Lake Huron is underlain by 400-million-year-old limestone, dolomite and gypsum bedrock that formed from the saltwater seas that once covered the continent. Over time, the movement of groundwater dissolved some of that bedrock, forming caves and cracks that later collapsed to create both on-land and submerged sinkholes near Alpena.
Cold, oxygen-poor, sulfur-rich groundwater seeps into the bottom of the 300-foot-diameter Middle Island Sinkhole today, driving away most plants and animals but creating an ideal home for certain specialized microbes.
Dick’s team, in collaboration with co-author Bopaiah Biddanda of the Annis Water Resources Institute at Grand Valley State University, has been studying the microbial mats on the floor of Middle Island Sinkhole for several years, using a variety of techniques. With the help of scuba divers from NOAA’s Thunder Bay National Marine Sanctuary—which is best known for its shipwrecks but is also home to the Middle Island Sinkhole and several others like it—the researchers deployed instruments to the lake floor to study the chemistry and biology there.
They also brought mat samples to the lab to conduct experiments under controlled conditions.
Klatt hypothesized that the link between day length and oxygen release can be generalized to any given mat ecosystem, based on the physics of oxygen transport. She teamed up with Chennu to conduct detailed modeling studies to relate microbial mat processes to Earth-scale patterns over geological timescales.
The modeling studies revealed that day length does, in fact, shape oxygen release from the mats.
“Simply speaking, there is just less time for the oxygen to leave the mat in shorter days,” Klatt said.

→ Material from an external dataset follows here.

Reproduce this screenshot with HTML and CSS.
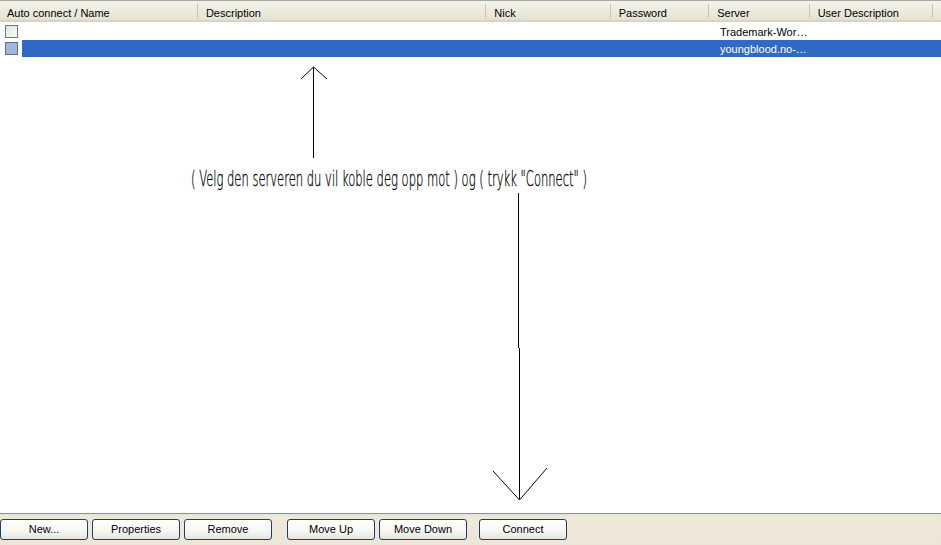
FILE: index.html
```html
<!DOCTYPE html>
<html>
<head>
<meta charset="utf-8">
<link rel="stylesheet" href="styles.css">
</head>
<body>
<div class="app">
  <div class="header">
    <div class="hcell c1">Auto connect / Name</div>
    <div class="hcell c2">Description</div>
    <div class="hcell c3">Nick</div>
    <div class="hcell c4">Password</div>
    <div class="hcell c5">Server</div>
    <div class="hcell c6">User Description</div>
    <div class="hcell c7"></div>
  </div>
  <div class="list">
    <div class="row">
      <div class="chk"><span class="box"></span></div>
      <div class="cells">
        <div class="cell w1"></div>
        <div class="cell w2"></div>
        <div class="cell w3"></div>
        <div class="cell w4"></div>
        <div class="cell w5">Trademark-Wor…</div>
        <div class="cell w6"></div>
      </div>
    </div>
    <div class="row">
      <div class="chk"><span class="box on"></span></div>
      <div class="cells sel">
        <div class="cell w1"></div>
        <div class="cell w2"></div>
        <div class="cell w3"></div>
        <div class="cell w4"></div>
        <div class="cell w5">youngblood.no-…</div>
        <div class="cell w6"></div>
      </div>
    </div>
  </div>
  <div class="footer">
    <button class="btn">New...</button>
    <button class="btn">Properties</button>
    <button class="btn">Remove</button>
    <span class="spacer s1"></span>
    <button class="btn">Move Up</button>
    <button class="btn">Move Down</button>
    <span class="spacer s2"></span>
    <button class="btn">Connect</button>
  </div>
  <svg class="overlay" width="941" height="545" viewBox="0 0 941 545">
    <g stroke="#000" stroke-width="1" fill="none">
      <line x1="313.5" y1="67" x2="313.5" y2="158" shape-rendering="crispEdges"/>
      <polyline points="301,79 313.5,67 327,79"/>
      <line x1="518.5" y1="193" x2="518.5" y2="348" shape-rendering="crispEdges"/>
      <line x1="519.5" y1="348" x2="519.5" y2="499" shape-rendering="crispEdges"/>
      <polyline points="493,471 519.5,500 547,468"/>
    </g>
    <text class="note" x="191" y="186" textLength="396" lengthAdjust="spacingAndGlyphs">( Velg den serveren du vil koble deg opp mot ) og ( trykk "Connect" )</text>
  </svg>
</div>
</body>
</html>
```
FILE: styles.css
```css
html, body {
  margin: 0;
  padding: 0;
  background: #ffffff;
}
body {
  width: 941px;
  height: 545px;
  overflow: hidden;
  font-family: "Liberation Sans", Arial, sans-serif;
  font-size: 11px;
  color: #000;
}
.app {
  position: relative;
  width: 941px;
  height: 545px;
  display: flex;
  flex-direction: column;
}
.header {
  height: 19px;
  flex: none;
  display: flex;
  border-top: 1px solid #a9a8a0;
  border-bottom: 2px solid #d8d4c4;
  background: linear-gradient(#f3f2ea, #ebeadb 60%, #e4e1d2);
  box-sizing: content-box;
}
.hcell {
  position: relative;
  box-sizing: border-box;
  padding-left: 8px;
  padding-top: 3px;
  line-height: 18px;
  white-space: nowrap;
  overflow: hidden;
}
.hcell::after {
  content: "";
  position: absolute;
  right: 0;
  top: 3px;
  bottom: 2px;
  width: 1px;
  background: #c7c5b2;
  box-shadow: 1px 0 0 #ffffff;
}
.c1 { width: 199px; padding-left: 7px; }
.c2 { width: 290px; }
.c3 { width: 125px; }
.c4 { width: 99px; }
.c5 { width: 101px; }
.c6 { width: 124px; }
.c7 { flex: 1; }
.c7::after { display: none; }
.list {
  flex: 1;
  background: #ffffff;
  padding-top: 1px;
}
.row {
  display: flex;
  height: 17px;
  align-items: center;
}
.chk {
  width: 22px;
  height: 100%;
  display: flex;
  align-items: center;
  padding-left: 5px;
  box-sizing: border-box;
}
.box {
  width: 11px;
  height: 11px;
  border: 1px solid #6f7785;
  background: linear-gradient(135deg, #e3e3dd, #fbfbf8);
}
.box.on {
  background: #9fb7df;
  border-color: #5f6f88;
}
.cells {
  flex: 1;
  height: 100%;
  display: flex;
  align-items: center;
}
.cells.sel {
  background: #316ac5;
  color: #ffffff;
}
.cell {
  white-space: nowrap;
  overflow: hidden;
  box-sizing: border-box;
}
.w1 { width: 177px; }
.w2 { width: 290px; }
.w3 { width: 125px; }
.w4 { width: 99px; }
.w5 { width: 101px; padding-left: 7px; }
.w6 { flex: 1; }
.footer {
  height: 32px;
  flex: none;
  box-sizing: border-box;
  border-top: 1px solid #87998a;
  background: linear-gradient(#e1e3d8, #efe8d6 3px, #ebe6d8);
  display: flex;
  align-items: flex-start;
  padding: 5px 0 0 0;
  gap: 4px;
}
.s1 { width: 7px; }
.s2 { width: 4px; }
.btn {
  width: 88px;
  height: 21px;
  margin: 0;
  padding: 0;
  border: 1px solid #1a3f6e;
  border-radius: 3px;
  background: linear-gradient(#ffffff, #f6f6f2 60%, #e6e4dc);
  font-family: "Liberation Sans", Arial, sans-serif;
  font-size: 11px;
  line-height: 19px;
  color: #000;
  text-align: center;
}
.overlay {
  position: absolute;
  left: 0;
  top: 0;
  pointer-events: none;
}
.note {
  font-family: "DejaVu Sans", sans-serif;
  font-weight: 200;
  font-size: 22px;
  fill: #000;
  stroke: #000;
  stroke-width: 0.35;
}
```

This led the researchers to posit a possible link between longer day lengths and increasing atmospheric oxygen levels. The models show that this proposed mechanism might help explain the distinctive stepwise pattern of Earth’s oxygenation, as well as the persistence of low-oxygen periods through most of the planet’s history.
Throughout most of Earth’s history, atmospheric oxygen was only sparsely available and is believed to have increased in two broad steps. The Great Oxidation Event occurred about 2.4 billion years ago and has generally been credited to the earliest photosynthesizing cyanobacteria. Nearly 2 billion years later a second surge in oxygen, known as the Neoproterozoic Oxygenation Event, occurred.
Earth’s rotation rate has been slowly decreasing since the planet formed about 4.6 billion years ago due to the relentless tug of the moon’s gravity, which creates tidal friction.
The study was funded by grants from the National Science Foundation, the Max Planck Society and the University of Michigan Turner Fellowship. Field operations were supported by the NOAA Great Lakes Environmental Research Laboratory and NOAA’s Thunder Bay National Marine Sanctuary.